As a Ricketts blogger, I naturally regularly check the index of books in which his name might appear. In the book of letters to and from Emery Walker (1851-1933), the man to whose advice both William Morris (Kelmscott Press) and Thomas Cobden-Sanderson (Doves Presss) owed much, Ricketts's name appears in the index with four page references. 

Sir Emery Walker
Unknown photographer
Glass negative, 1920-1933
© National Portrait Gallery, London [NGP x31052]
Creative Commons Licence

The book was published in 2019, but because of the lockdowns and disrupted transport routes I only saw it last week: Emery Walker. Arts, Crafts and a World in Motion (Oak Knoll Press), compiled by Simon Loxley.

However, of the four references, only two are justified. They refer to the pages (141-142) that repeat the well-known story about throwing punches, matrices, and lead type into the Thames.

In a footnote to a letter from Morris to Walker of 1894 (letter 26, pages 38-39), Ricketts and the Vale Press are mentioned in a biographical sketch of Horace Hart, who worked for the Ballantyne Press, where Ricketts had his books printed. But the chronology is all wrong here, Ricketts and Hart certainly did not meet at Ballantyne, because Hart had already started working for the Oxford University Press in 1883, eight years before Ricketts had his journal The Dial printed by the Ballantyne Press in 1891-1892.

Intriguing is a reference to Ricketts on page 121, letter 82 from R.B. Cunninghame Graham to Emery Walker, 5 November 1912. Cunninghame Graham wrote: 

Dear Mr Walker,
I have written to Ricketts asking him to call on me. All I can tell him are my personal recollections of Morris.

A footnote provides a brief biography of Ricketts:

Charles Ricketts (1866-1931), artist and theatre designer, whose Vale Press was one of the significant private presses inspired by Morris. 
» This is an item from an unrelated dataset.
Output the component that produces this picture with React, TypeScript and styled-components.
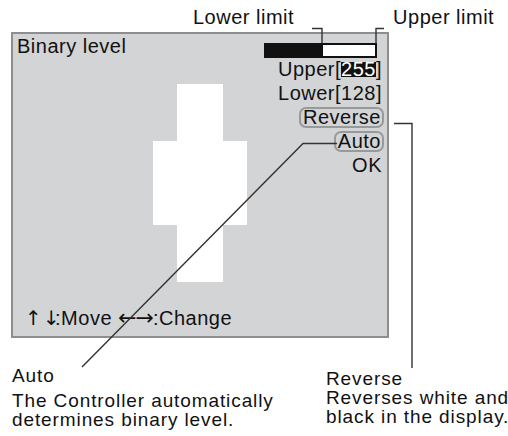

But why would Ricketts want to hear about Morris? Was he working on an article about the founder of the Kelmscott Press? Loxley is silent on that and does not explain why Walker thinks it necessary for Cunninghame Graham and Ricketts to meet. During this period Ricketts wrote articles and books on art, and letters on art policy, to the editors of newspapers, but he was not concerned with typography or figures like Morris.

The explanation is, of course, simple; Loxley is not a thorough editor. 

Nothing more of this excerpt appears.